Gather up the lines that contain "with".

BEGIN THE INPUT

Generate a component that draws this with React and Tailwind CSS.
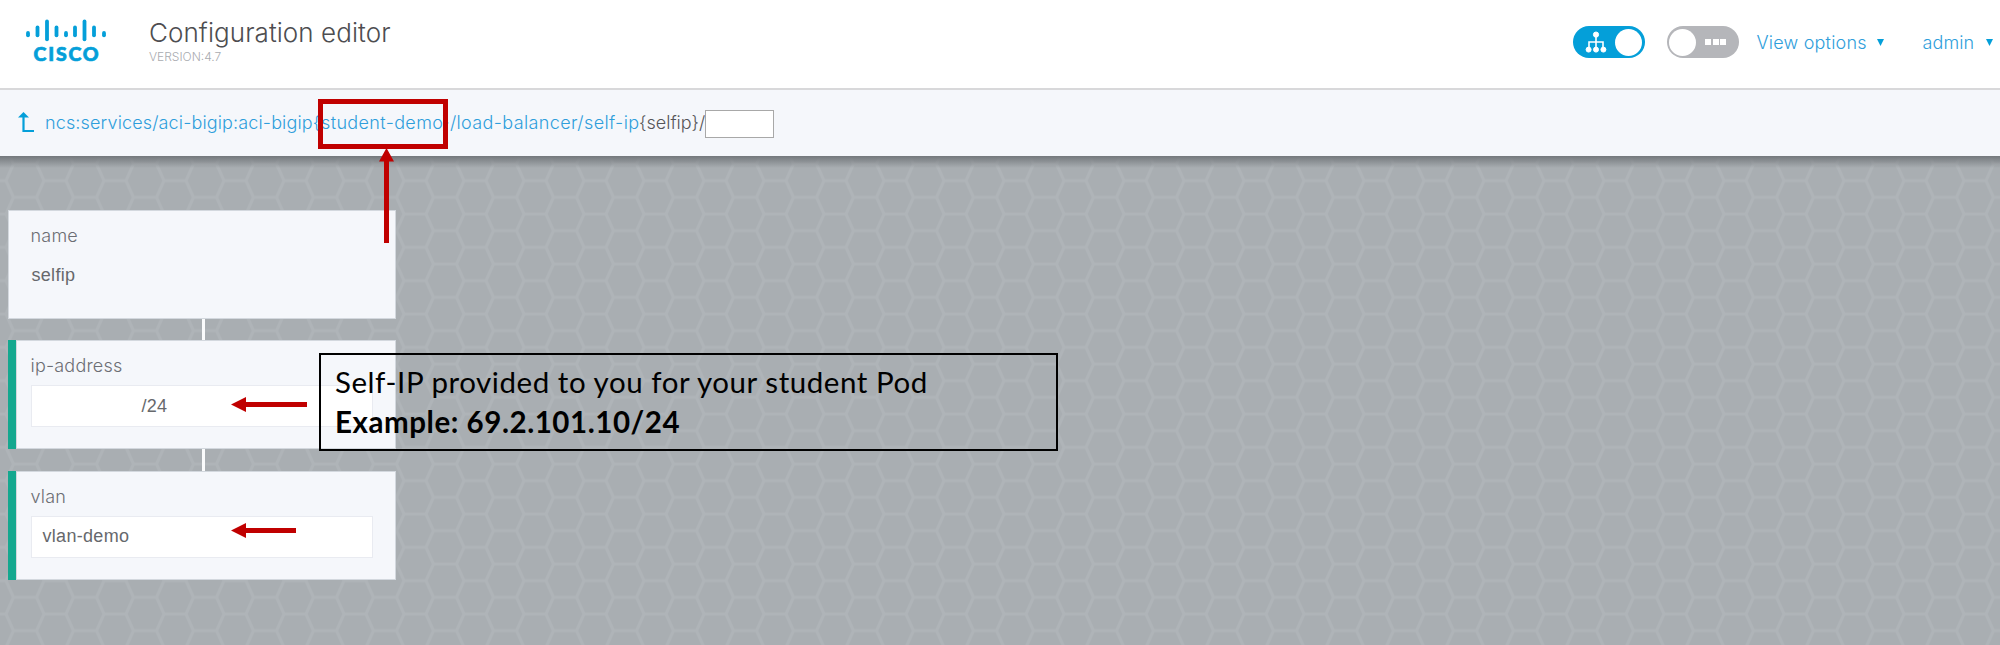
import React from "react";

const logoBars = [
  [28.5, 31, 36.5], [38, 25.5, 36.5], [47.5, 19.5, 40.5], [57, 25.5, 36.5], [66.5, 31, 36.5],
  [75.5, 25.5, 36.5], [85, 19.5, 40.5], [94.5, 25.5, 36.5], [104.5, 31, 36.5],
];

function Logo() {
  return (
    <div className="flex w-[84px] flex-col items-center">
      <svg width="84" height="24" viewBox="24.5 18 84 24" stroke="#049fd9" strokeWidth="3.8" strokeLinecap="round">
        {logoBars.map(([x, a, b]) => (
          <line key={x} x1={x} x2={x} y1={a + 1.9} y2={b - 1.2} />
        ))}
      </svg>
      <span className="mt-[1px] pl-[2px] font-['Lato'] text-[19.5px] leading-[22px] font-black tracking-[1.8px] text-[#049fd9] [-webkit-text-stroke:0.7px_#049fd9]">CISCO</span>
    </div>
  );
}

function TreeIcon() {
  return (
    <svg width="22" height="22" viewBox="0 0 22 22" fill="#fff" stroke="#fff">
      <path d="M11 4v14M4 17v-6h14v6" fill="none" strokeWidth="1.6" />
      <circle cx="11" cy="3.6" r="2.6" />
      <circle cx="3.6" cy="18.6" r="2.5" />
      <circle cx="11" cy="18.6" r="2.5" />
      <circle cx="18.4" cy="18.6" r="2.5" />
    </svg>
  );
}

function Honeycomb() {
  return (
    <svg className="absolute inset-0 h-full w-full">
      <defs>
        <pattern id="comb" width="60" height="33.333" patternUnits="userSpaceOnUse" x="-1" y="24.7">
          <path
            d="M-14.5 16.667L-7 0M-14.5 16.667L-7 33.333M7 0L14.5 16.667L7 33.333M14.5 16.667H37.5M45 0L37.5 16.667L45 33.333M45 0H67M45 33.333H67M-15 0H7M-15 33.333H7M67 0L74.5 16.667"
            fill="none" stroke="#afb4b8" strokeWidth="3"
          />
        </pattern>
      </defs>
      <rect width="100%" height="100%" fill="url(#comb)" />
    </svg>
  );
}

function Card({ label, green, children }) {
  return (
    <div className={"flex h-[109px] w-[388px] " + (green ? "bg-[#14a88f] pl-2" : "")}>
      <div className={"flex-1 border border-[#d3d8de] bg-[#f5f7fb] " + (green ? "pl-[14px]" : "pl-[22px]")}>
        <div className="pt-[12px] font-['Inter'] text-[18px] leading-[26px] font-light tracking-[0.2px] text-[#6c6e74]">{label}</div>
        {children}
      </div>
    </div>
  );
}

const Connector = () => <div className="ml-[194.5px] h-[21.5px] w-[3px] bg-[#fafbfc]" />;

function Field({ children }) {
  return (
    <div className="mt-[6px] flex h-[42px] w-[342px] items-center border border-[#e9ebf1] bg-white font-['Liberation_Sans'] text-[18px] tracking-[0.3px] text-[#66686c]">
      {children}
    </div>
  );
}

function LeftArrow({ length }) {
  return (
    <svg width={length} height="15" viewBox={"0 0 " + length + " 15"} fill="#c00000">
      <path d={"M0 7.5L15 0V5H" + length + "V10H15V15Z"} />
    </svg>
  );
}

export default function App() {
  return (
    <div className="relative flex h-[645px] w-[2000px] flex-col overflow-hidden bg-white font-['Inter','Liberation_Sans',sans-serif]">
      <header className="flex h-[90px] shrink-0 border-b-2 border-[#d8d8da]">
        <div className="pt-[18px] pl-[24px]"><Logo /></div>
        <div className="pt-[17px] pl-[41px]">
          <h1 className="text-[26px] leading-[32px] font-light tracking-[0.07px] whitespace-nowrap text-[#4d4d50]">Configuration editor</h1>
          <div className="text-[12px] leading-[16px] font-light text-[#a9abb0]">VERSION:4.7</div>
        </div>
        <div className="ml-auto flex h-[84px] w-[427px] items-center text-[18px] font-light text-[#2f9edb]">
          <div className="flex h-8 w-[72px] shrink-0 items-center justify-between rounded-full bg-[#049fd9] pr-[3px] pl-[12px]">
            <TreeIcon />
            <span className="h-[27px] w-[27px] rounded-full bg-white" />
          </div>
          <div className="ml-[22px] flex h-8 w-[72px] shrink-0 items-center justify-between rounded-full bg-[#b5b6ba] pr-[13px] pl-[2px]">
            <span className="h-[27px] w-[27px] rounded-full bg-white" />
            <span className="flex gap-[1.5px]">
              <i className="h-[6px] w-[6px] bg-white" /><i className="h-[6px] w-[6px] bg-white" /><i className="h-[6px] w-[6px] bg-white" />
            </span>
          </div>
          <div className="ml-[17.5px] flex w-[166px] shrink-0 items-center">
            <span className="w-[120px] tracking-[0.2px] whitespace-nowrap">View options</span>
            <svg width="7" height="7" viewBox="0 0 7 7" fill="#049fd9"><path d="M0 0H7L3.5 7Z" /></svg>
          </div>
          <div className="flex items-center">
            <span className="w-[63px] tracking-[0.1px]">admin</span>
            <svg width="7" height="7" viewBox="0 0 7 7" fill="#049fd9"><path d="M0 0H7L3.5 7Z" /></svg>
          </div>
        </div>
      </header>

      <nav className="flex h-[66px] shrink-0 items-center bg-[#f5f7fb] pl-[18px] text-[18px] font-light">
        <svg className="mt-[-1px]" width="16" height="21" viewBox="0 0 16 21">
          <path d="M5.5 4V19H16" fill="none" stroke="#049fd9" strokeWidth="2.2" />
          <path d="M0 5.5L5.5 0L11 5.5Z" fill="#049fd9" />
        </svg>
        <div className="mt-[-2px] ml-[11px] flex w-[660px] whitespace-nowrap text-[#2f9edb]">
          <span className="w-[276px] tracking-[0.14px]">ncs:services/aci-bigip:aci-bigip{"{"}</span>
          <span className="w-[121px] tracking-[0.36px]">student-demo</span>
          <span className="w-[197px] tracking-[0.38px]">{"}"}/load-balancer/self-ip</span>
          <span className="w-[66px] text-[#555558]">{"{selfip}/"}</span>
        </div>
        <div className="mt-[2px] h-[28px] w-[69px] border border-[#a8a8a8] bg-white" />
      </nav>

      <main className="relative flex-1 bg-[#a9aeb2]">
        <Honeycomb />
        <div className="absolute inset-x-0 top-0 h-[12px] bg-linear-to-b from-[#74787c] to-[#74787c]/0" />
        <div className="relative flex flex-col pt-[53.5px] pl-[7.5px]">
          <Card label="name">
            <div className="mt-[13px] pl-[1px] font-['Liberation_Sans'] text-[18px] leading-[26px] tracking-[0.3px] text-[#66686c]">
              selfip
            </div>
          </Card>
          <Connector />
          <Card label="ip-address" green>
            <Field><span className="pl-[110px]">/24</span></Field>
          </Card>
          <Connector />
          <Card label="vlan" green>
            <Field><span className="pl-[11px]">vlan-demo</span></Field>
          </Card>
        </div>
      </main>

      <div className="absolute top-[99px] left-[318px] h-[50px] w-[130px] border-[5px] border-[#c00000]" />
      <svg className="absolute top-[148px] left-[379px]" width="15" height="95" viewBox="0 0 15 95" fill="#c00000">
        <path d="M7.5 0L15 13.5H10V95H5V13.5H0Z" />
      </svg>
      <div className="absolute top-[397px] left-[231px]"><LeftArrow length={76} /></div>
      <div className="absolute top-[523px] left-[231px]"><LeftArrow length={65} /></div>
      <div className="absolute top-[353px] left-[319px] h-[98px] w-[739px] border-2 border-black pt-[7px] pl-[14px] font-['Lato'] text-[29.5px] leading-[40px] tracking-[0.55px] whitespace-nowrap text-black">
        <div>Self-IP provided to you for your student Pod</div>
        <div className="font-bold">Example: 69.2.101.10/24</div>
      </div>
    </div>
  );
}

END THE INPUT
BEGIN THE INPUT

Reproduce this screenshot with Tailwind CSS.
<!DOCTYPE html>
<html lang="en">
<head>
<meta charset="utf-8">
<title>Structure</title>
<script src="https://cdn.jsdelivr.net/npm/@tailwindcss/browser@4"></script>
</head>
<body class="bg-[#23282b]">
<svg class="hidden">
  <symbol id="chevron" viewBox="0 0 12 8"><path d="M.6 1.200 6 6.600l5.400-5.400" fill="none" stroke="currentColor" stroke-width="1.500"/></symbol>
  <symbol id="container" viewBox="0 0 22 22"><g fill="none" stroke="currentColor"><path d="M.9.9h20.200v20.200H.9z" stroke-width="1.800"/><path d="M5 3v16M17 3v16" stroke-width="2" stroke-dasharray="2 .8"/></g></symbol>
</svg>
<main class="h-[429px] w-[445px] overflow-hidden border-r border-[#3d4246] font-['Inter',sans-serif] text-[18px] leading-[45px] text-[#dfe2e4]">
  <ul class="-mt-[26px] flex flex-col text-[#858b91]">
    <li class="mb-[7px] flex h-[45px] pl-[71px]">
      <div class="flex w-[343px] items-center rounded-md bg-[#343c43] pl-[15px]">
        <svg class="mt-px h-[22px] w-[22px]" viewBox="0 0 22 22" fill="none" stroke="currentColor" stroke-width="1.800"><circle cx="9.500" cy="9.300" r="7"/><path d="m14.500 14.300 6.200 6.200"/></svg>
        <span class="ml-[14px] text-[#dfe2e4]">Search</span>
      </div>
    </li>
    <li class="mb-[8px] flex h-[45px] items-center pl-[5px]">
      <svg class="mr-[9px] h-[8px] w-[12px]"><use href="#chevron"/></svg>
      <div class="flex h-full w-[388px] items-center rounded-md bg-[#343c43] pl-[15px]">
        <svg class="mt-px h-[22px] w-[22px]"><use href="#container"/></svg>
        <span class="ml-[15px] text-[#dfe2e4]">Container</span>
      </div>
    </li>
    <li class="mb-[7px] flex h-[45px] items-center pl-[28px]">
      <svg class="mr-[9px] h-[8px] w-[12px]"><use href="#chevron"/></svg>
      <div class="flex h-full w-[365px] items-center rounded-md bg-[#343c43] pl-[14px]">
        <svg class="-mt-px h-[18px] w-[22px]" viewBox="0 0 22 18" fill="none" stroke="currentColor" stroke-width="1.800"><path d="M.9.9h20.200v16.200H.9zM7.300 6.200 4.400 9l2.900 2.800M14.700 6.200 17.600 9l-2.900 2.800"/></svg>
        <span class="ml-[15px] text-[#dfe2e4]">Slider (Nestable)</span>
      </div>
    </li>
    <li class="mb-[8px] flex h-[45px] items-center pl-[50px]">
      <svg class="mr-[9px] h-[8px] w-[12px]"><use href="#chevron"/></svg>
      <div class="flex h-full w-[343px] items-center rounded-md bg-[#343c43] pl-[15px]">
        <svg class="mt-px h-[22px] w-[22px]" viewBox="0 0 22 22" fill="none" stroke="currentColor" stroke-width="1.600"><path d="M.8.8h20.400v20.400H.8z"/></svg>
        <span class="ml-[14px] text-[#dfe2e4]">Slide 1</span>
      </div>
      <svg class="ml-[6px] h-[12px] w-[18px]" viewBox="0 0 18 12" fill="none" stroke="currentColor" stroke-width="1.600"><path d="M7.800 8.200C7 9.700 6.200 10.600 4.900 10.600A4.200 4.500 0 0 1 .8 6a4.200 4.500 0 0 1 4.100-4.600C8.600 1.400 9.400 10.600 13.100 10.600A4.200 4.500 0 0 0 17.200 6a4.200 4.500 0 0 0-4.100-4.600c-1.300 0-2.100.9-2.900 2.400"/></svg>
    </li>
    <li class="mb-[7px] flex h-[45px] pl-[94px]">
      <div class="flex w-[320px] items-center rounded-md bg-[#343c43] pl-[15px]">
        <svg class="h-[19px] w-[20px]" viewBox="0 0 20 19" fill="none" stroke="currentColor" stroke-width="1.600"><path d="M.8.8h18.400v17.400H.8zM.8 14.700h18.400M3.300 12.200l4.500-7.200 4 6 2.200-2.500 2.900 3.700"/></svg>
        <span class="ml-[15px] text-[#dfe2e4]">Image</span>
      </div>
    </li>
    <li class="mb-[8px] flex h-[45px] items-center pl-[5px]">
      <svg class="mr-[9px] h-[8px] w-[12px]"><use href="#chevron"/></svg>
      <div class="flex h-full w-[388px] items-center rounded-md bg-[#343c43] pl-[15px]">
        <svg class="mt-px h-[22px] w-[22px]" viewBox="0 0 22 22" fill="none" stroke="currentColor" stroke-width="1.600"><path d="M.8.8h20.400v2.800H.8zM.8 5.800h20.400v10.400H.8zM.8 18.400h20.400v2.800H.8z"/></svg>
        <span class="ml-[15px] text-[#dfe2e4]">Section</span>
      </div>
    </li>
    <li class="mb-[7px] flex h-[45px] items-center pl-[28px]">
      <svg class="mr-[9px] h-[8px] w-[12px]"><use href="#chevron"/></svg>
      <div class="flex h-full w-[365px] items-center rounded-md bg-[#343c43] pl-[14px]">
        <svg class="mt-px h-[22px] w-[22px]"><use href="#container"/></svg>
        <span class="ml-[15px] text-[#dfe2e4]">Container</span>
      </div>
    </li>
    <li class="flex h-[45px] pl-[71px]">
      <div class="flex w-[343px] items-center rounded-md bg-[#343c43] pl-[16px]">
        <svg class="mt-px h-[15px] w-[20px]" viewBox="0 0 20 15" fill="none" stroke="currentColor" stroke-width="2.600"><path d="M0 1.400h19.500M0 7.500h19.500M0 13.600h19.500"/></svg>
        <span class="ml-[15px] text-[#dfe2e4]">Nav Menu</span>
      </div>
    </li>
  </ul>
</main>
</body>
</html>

END THE INPUT

(WRITTEN SOLUTION)
Generate a component that draws this with React and Tailwind CSS.
Reproduce this screenshot with Tailwind CSS.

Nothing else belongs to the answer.